Pop-ups and crossover concept stores are helping ease the pain in the Hong Kong retail property market.

According to JLL’s Mid-year Land and Property Review 2016, the year-long slump in retail sales continued to have a negative effect on the property market in the first six months of this year. Rents of high street shops fell 8.1 per cent in the first half after falling 22.6 per cent last year, according to JLL’s data.

“Luxury retailers remained the hardest hit with several seeking to consolidate stores. Supported by the sustained preference of retailers to open stores in prime shopping centres, rents of prime shopping centres stayed firm in the first half.”

But JLL head of retail Terence Chan says both retailers and landlords are trying different methods to stimulate sales.

“More retailers are exploring opportunities to open crossover concept stores to raise brand profile while developers are adding more pop-up stores and increasing the share of F&B tenants to draw shoppers.”

While vacancies in prime shopping centres remain tight, some centres are starting to feel vacancy pressure as retailers consolidate stores, he said.
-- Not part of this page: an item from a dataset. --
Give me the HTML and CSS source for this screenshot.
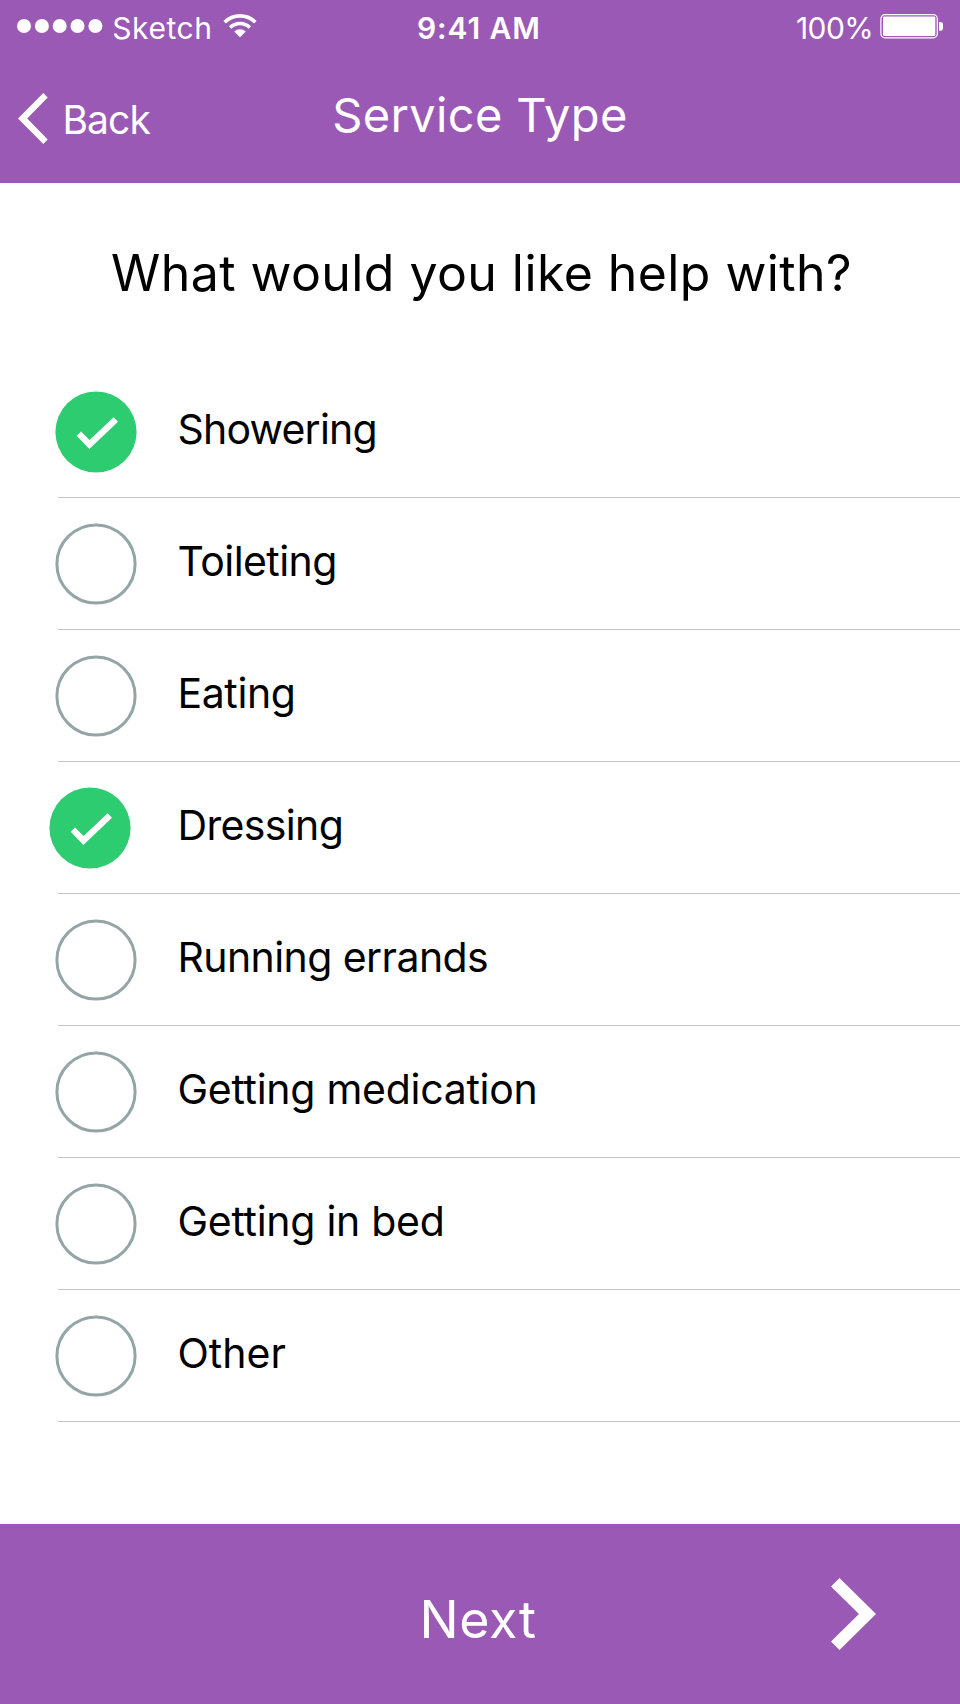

“This is likely to lead to some prime shopping centres trimming rents in the second half, dragging overall rents lower for the full year. For high street shops, we forecast rents to fall 10-15 per cent in 2016.”

JLL says the pressure on retail rents has been driven by declining tourism numbers and thus falling local retail sales.

Hong Kong tourist arrivals contracted 8.4 per cent year-on-year in the first five months of the year, compared with growth of 3.9 per cent in the corresponding period in 2015. Arrivals from Mainland China continue to fall, down 11.8 per cent. But the year-to-date tourism market saw positive growth from markets such as Thailand, Singapore, Japan and the UK.

Hong Kong’s total retail sales declined 10.8 per cent in the first five months of 2016, against average annual growth of 9.1 per cent over the last 10 years.

“The fall in retail sales was led by the ongoing plunge in jewellery and watch sales and the consumer shift away from luxury goods and towards mass market goods. Adding to this has been a strengthening Hong Kong Dollar, which has made other global shopping destinations more enticing for mainland tourists,” the report concluded.

“Mid-range and lifestyle retailers along with F&B operators are now the primary drivers of demand as luxury brands and watch & jewellery retailers further retreated from the market.”